Substitute teacher Oscar Gardner, 76, gets the first dose of the Moderna COVID-19 vaccine from Kim Vo, a pharmacist working for the Seattle Indian Health Board, on Monday at a clinic in Seattle. (AP Photo/Ted S. Warren, file)

Substitute teacher Oscar Gardner, 76, gets the first dose of the Moderna COVID-19 vaccine from Kim Vo, a pharmacist working for the Seattle Indian Health Board, on Monday at a clinic in Seattle. (AP Photo/Ted S. Warren, file)

With vaccine supply rising, governor will expand eligibility

He’s also extending an eviction moratorium and a ban on utility shutoffs.

OLYMPIA — Another 2 million Washingtonians will soon be eligible for COVID-19 shots as vaccination rates improve and the supply surges, Gov. Jay Inslee announced Thursday.

Starting March 31, restaurant and construction workers, and everyone over the age of 60, will be among those able to get a shot as the state extends eligibility into the third and fourth tiers of Phase 1B of its vaccination plan.

The move comes with the state expecting about 600,000 doses each week from the federal government in April, nearly doubling the current supply, the state Department of Health said.

“This timeline is much faster than we would have predicted a few months ago,” Inslee said. “And it’s thanks to the tremendous work of the Biden administration of dramatically increasing the production of these vaccines.”

The governor also eased rules for visitation at nursing homes and long-term care facilities as more vulnerable residents receive the potentially life-saving shots.

Outdoor visitation remains the safest, preferred option, but indoor visitation will be allowed for visitors or residents who are fully vaccinated. Compassionate care visits will continue to be allowed, regardless of vaccination status.

The governor also extended a moratorium on evictions through June 30 and a ban on utility shutoffs to the end of July. The eviction moratorium has been in place for a year and extended several times. It was scheduled to expire March 31.

It bans, with limited exceptions, residential evictions and late fees. It also requires landlords to offer residents a repayment plan for missed rent checks.

“If you can pay rent, pay it,” Inslee said. “It is the right thing to do.”

A continuing concern of landlords is whether they’ll ever receive the full amount of unpaid rent. Many have received some assistance through state-funded programs.
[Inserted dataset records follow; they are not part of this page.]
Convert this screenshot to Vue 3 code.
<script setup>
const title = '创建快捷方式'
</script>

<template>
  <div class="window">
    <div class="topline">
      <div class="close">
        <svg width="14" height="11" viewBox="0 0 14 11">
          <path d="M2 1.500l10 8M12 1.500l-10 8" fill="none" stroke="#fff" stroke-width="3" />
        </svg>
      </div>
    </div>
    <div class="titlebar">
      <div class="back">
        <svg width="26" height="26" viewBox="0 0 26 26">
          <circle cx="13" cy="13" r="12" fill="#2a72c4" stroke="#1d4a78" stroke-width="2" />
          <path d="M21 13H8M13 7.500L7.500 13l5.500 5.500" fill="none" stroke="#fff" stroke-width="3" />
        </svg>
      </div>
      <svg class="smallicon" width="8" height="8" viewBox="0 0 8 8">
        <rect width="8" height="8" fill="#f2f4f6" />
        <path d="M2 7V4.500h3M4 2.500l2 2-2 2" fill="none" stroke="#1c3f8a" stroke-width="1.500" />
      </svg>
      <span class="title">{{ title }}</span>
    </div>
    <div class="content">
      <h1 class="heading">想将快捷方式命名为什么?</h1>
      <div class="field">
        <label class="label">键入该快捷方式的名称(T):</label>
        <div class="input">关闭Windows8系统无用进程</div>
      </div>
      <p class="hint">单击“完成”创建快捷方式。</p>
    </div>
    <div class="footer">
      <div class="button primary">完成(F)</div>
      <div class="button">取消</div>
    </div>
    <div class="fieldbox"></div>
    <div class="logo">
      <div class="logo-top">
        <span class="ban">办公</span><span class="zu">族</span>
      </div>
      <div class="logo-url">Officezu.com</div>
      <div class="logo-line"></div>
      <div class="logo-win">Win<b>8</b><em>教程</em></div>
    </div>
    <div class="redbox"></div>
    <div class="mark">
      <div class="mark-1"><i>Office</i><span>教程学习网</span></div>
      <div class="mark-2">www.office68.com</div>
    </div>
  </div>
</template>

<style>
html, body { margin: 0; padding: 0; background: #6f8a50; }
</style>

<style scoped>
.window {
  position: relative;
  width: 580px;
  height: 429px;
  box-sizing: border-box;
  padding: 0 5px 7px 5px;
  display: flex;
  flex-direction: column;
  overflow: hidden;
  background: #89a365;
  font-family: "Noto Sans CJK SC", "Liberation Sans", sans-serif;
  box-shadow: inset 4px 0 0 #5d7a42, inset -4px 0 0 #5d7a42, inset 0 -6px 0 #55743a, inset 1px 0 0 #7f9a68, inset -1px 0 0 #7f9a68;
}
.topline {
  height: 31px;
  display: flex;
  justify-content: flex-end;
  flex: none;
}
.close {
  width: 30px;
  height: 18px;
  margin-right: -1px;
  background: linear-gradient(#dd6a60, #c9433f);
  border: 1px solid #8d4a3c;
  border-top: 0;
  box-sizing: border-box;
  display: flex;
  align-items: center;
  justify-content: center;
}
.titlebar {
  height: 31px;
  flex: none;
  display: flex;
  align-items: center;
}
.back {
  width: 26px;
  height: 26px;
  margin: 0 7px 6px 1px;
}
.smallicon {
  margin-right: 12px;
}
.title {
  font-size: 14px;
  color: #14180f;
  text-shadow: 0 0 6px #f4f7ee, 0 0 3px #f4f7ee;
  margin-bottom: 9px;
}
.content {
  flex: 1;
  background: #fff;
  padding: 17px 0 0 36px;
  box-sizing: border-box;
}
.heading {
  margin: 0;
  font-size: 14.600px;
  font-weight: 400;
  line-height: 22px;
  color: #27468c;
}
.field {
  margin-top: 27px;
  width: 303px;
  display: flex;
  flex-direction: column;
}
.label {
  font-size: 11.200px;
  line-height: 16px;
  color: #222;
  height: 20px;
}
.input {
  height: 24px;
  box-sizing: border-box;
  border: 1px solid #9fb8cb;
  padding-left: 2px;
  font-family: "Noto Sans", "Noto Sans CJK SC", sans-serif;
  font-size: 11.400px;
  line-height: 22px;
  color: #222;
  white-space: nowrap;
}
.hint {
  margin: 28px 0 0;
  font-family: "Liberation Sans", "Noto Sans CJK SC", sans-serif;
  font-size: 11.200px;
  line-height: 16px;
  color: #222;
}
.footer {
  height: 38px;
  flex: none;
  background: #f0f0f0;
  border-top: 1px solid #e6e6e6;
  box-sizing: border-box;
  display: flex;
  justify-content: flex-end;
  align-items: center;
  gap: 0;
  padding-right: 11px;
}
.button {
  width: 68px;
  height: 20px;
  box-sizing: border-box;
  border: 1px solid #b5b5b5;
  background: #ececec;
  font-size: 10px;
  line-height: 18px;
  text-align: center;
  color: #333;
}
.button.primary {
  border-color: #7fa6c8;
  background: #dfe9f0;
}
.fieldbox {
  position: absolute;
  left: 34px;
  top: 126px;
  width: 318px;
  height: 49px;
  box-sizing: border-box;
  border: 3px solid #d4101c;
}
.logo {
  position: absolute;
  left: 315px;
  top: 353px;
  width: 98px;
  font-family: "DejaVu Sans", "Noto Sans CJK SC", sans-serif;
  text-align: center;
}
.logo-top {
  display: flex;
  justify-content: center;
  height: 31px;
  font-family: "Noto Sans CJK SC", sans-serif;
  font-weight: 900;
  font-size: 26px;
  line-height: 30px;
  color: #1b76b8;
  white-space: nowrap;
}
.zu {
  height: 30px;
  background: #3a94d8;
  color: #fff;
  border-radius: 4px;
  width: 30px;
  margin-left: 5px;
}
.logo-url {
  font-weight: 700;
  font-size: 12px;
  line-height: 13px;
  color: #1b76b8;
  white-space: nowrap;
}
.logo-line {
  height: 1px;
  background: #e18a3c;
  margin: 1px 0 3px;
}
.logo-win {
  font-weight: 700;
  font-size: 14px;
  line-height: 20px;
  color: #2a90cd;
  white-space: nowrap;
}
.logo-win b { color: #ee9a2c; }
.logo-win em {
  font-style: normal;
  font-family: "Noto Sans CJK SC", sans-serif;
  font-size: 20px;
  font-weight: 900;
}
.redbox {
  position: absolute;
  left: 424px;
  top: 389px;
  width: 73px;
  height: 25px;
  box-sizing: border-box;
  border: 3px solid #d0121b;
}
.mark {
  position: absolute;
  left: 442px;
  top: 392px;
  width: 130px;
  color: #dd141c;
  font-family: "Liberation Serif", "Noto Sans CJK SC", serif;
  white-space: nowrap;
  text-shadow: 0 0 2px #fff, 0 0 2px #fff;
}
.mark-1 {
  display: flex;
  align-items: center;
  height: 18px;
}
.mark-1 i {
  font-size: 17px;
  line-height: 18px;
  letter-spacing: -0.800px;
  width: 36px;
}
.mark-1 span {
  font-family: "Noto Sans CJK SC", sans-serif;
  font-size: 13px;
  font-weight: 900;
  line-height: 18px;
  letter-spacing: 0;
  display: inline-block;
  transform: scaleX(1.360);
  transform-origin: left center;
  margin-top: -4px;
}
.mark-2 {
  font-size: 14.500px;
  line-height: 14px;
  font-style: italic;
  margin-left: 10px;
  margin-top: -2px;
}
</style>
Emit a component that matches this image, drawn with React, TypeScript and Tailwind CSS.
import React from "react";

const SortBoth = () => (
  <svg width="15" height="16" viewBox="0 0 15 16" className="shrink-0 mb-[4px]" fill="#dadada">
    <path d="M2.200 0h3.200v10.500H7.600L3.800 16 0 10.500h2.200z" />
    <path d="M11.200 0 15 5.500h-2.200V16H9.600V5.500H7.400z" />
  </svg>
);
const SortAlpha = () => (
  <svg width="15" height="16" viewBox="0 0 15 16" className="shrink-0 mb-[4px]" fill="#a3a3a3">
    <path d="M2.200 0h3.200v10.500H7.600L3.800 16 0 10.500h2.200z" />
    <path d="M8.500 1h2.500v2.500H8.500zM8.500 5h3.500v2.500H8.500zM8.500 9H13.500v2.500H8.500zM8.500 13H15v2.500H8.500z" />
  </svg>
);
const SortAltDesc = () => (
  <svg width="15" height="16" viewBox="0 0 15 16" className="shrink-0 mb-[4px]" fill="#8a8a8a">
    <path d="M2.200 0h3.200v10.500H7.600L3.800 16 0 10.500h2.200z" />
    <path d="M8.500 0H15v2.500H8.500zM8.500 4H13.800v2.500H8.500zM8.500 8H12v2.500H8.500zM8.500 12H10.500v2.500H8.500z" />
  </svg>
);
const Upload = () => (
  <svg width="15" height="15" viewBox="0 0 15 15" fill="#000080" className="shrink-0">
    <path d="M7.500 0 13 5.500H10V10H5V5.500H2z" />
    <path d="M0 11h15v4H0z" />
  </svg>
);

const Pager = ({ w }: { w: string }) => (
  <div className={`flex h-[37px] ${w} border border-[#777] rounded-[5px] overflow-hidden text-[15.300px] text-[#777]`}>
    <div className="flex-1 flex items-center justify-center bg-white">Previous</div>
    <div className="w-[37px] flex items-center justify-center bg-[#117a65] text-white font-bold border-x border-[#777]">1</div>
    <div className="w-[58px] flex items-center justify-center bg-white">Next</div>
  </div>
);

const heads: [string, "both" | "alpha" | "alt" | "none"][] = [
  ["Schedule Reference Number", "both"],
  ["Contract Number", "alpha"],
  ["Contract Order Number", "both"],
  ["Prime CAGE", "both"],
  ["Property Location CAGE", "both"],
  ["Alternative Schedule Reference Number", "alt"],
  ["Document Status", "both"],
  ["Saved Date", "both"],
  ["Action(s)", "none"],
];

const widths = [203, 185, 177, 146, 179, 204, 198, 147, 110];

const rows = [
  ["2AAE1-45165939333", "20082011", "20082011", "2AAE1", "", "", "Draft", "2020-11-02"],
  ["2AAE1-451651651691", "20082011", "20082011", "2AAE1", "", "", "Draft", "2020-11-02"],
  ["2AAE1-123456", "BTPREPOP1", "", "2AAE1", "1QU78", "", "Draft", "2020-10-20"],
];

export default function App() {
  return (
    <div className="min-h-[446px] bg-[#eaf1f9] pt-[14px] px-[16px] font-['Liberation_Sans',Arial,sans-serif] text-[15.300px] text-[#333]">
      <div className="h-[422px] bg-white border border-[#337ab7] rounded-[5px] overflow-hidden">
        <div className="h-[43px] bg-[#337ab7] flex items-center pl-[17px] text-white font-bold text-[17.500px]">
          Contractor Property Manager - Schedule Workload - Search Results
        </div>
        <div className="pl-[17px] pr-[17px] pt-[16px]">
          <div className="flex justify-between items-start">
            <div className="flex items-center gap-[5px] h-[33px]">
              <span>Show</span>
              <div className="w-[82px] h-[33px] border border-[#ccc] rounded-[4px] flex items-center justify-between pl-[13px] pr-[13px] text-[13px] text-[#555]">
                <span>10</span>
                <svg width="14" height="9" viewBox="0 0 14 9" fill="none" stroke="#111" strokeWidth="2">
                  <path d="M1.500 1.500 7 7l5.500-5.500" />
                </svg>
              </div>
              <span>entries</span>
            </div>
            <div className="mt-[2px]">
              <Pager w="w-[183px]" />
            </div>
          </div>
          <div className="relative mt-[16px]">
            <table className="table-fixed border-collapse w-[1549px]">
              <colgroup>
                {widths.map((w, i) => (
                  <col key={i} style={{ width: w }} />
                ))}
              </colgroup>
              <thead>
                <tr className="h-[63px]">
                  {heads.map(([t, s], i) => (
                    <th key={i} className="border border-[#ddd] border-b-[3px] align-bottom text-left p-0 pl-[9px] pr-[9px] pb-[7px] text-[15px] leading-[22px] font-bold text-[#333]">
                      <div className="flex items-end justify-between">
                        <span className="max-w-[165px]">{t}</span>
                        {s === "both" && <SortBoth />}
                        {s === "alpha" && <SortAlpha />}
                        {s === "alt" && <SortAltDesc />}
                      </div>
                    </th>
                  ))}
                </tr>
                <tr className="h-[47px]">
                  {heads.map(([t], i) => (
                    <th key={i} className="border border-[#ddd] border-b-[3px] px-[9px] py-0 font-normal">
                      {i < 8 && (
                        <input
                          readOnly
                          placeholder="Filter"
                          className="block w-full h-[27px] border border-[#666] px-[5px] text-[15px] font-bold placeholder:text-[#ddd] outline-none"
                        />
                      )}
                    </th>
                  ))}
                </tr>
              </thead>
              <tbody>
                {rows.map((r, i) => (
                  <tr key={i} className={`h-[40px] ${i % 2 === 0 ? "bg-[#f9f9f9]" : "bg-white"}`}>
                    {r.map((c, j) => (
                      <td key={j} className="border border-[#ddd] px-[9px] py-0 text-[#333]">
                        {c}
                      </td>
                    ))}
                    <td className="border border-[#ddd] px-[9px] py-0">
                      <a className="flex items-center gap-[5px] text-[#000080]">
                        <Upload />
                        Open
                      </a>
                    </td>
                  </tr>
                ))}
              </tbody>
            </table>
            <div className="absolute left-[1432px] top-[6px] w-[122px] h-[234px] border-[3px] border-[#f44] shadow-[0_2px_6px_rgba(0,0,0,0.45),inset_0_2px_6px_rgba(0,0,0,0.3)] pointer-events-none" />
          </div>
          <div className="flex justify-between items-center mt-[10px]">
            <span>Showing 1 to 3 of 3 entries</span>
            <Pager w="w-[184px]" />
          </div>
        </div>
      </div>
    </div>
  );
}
More than $500 million has been earmarked to assist tenants and landlords thus far, Inslee said, and the sum will grow as a result of the latest federal aid package.

Meanwhile, on Wednesday the state expanded eligibility for COVID-19 vaccines to grocery store clerks, agricultural workers, food processors, bus drivers and other staff at congregate settings, as well as people who are pregnant, and anyone 16 or older with a disability that puts them at high risk.

On March 31, those newly eligible for vaccination in the third and fourth tiers of Phase 1B include:

Anyone between the ages of 60 and 64;

Restaurant staff, construction workers and others who work in congregate settings;

Anyone living in a congregate setting, such as a group home for those with disabilities, a homeless shelter, a jail or a prison;

Anyone with two or more comorbidities.

Statewide, more than 2.5 million vaccine doses have been administered since shipments first arrived in December, state data show.

In Snohomish County, about 70,000 people are fully vaccinated, while another 126,000 have received their first of two doses.

By the end of the month, roughly 5 million residents statewide will be eligible for vaccination, leaving a little more than a million adults awaiting a chance to get in line.

The state will likely make all adults eligible for vaccines by late April, Inslee said, meeting the May 1 deadline set by President Joe Biden.

Washington won’t open eligibility to everyone right away, as heads of other states have done, because it would drive demand beyond the current supply, he said.

“Governors look great when they just say everybody’s eligible for the vaccine,” Inslee said. “It’s one thing to be eligible for the vaccine and it’s another to get it. Just because a governor says, ‘I’ve opened it to everybody,’ it doesn’t mean he or she has delivered it to people. We want people to get vaccines, not just be eligible for them.”

As more people become eligible, the state Department of Health is trying to make it easier to secure an appointment.

The agency launched a new vaccine locator tool on its website, vaccinelocator.doh.wa.gov, centralizing all available appointments in a given area.

“It’s as easy as typing in your zip code,” Inslee said. “We think this is going to be a substantial help to folks. It’s good to be leading the class, so to speak.”

In Snohomish County, the site showed open appointments across nearly a dozen pharmacies, clinics and other providers.

For those without access to the internet, Amazon is partnering with the Department of Health to boost capacity for the state’s vaccine hotline at 800-525-0127.